%%

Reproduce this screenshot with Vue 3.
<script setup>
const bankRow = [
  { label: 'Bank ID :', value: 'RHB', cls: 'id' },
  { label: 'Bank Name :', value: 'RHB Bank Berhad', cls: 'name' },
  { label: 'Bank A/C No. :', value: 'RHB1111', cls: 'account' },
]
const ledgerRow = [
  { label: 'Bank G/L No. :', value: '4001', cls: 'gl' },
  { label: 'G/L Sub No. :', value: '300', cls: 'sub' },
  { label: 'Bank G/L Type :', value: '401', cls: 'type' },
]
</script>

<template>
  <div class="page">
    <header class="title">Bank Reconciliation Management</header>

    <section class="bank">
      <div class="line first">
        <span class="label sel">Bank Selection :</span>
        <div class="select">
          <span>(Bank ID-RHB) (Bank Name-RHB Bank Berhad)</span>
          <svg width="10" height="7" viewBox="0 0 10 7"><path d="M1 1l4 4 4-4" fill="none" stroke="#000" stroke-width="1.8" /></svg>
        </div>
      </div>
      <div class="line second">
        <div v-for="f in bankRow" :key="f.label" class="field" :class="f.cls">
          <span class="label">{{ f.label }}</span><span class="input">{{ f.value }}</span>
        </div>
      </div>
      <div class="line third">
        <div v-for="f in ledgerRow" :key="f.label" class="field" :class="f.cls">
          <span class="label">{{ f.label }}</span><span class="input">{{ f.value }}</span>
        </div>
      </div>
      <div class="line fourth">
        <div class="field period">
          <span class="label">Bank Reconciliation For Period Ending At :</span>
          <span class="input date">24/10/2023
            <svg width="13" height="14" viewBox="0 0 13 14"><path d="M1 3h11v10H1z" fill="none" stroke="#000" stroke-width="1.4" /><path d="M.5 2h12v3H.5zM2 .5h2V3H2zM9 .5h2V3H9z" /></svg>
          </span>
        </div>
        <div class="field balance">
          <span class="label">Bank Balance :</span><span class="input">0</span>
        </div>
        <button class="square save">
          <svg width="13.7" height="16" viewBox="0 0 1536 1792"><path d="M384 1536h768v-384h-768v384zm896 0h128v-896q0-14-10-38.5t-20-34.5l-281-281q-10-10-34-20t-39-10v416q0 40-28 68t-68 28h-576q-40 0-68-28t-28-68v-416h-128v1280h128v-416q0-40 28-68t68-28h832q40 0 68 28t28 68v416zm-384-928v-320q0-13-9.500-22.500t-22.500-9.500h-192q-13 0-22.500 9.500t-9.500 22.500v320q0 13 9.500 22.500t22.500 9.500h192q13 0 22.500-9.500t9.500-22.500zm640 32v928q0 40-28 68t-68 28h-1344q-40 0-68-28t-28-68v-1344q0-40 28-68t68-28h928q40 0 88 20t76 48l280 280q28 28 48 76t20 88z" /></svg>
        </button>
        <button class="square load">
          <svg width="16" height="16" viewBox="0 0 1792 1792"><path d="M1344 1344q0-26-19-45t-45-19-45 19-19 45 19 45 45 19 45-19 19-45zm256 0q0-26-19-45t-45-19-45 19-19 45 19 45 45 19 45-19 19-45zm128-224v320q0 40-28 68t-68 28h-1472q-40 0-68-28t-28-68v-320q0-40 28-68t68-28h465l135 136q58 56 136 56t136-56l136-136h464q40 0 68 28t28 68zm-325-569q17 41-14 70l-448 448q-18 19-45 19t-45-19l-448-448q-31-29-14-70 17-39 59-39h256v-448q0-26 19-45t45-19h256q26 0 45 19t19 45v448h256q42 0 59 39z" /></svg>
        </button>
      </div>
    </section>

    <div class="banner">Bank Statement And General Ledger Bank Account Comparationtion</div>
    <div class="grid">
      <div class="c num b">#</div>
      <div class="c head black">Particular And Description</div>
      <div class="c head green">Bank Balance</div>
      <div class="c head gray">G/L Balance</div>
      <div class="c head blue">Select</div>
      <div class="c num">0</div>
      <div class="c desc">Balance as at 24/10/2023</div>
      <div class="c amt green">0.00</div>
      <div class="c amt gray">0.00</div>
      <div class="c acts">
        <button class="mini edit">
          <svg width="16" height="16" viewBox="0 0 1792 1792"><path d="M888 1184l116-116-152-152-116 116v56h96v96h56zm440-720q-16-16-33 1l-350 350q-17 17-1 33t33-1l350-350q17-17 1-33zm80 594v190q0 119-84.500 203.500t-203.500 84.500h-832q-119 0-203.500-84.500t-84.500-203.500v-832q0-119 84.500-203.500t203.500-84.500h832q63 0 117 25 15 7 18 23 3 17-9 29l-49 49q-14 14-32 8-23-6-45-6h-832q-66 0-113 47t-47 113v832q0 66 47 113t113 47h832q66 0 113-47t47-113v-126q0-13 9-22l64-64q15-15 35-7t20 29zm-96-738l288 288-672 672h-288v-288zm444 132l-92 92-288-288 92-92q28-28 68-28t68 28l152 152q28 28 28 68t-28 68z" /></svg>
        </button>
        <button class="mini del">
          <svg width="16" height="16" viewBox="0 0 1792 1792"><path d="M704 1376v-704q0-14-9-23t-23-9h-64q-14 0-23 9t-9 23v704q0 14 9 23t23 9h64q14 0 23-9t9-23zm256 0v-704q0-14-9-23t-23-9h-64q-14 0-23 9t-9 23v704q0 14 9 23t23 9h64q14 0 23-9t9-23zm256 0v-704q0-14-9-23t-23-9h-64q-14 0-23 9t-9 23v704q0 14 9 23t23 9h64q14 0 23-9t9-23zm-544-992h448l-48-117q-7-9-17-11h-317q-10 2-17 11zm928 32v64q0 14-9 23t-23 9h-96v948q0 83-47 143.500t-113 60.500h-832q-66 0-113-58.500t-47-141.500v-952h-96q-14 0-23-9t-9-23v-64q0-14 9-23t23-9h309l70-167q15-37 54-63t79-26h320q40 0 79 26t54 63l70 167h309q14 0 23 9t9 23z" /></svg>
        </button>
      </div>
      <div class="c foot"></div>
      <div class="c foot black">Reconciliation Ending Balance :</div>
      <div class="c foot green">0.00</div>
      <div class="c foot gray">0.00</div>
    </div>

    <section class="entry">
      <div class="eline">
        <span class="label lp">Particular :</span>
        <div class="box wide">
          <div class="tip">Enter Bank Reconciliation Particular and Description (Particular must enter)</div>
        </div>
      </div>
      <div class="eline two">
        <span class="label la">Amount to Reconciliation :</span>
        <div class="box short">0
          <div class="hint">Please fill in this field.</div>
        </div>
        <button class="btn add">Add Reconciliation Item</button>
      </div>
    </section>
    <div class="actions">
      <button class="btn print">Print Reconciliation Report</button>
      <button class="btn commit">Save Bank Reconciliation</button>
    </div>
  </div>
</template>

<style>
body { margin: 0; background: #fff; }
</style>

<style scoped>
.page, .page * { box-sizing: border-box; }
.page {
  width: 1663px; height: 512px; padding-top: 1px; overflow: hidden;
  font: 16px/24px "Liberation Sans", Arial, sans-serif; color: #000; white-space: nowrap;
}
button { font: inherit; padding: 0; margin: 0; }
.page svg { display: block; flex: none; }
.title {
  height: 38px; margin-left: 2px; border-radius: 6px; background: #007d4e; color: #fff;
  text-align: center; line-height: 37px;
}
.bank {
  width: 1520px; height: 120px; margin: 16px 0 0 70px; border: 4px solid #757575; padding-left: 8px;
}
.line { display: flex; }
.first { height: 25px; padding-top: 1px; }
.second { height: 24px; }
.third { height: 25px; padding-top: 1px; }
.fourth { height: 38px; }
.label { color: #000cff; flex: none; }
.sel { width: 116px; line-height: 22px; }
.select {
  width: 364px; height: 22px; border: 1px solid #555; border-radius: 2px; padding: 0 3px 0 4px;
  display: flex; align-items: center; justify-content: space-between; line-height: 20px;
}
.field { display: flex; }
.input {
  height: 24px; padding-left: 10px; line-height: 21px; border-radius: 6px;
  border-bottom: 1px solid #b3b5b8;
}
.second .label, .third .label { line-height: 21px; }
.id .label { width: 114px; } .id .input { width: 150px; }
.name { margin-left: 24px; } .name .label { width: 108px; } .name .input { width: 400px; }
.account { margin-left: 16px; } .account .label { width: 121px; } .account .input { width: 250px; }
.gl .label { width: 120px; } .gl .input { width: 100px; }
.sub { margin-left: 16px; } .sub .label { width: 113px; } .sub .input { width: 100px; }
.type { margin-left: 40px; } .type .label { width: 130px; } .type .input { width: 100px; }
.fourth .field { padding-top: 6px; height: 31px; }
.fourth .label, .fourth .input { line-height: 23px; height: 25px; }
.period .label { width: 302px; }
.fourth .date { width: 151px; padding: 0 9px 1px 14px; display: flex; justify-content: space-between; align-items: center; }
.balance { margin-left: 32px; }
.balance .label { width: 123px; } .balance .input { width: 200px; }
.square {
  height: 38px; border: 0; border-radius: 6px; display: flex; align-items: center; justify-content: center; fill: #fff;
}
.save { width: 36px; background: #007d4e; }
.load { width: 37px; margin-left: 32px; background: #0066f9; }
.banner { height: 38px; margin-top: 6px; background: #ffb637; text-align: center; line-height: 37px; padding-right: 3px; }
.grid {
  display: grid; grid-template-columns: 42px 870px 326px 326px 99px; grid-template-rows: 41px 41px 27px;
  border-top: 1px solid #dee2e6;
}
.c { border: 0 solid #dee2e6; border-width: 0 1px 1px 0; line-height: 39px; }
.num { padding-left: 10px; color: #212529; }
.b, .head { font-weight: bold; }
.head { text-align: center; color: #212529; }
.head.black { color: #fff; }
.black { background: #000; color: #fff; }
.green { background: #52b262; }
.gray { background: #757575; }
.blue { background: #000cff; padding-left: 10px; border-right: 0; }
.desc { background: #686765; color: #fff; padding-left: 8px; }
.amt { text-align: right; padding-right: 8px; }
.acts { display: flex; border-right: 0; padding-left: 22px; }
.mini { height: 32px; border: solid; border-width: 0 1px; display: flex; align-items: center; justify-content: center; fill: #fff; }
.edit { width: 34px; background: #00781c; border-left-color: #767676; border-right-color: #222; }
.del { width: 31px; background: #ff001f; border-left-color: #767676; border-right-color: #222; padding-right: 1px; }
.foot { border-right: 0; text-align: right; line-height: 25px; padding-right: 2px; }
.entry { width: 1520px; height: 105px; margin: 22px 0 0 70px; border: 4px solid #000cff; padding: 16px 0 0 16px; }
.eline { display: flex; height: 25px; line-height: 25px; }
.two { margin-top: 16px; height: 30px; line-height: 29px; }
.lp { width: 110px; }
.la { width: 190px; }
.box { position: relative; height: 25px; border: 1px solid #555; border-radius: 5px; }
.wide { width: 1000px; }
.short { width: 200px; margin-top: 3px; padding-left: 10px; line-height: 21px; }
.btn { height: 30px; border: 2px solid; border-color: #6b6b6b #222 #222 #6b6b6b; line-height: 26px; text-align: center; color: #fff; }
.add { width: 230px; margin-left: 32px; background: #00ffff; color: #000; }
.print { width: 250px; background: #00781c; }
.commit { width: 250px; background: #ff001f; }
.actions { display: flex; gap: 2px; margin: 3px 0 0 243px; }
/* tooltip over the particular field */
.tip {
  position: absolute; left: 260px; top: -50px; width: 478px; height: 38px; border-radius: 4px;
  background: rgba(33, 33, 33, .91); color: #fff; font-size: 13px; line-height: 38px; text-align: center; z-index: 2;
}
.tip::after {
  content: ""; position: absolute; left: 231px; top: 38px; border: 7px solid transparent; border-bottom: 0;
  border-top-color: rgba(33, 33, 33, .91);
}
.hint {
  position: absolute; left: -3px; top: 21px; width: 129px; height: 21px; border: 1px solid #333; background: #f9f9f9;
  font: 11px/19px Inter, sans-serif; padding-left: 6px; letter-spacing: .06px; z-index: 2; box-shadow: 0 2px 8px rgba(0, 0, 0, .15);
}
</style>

%%

Where a line contains "this", copy that line.

RESPONSE TO THE EXERCISE>
Reproduce this screenshot with Vue 3.
          <div class="hint">Please fill in this field.</div>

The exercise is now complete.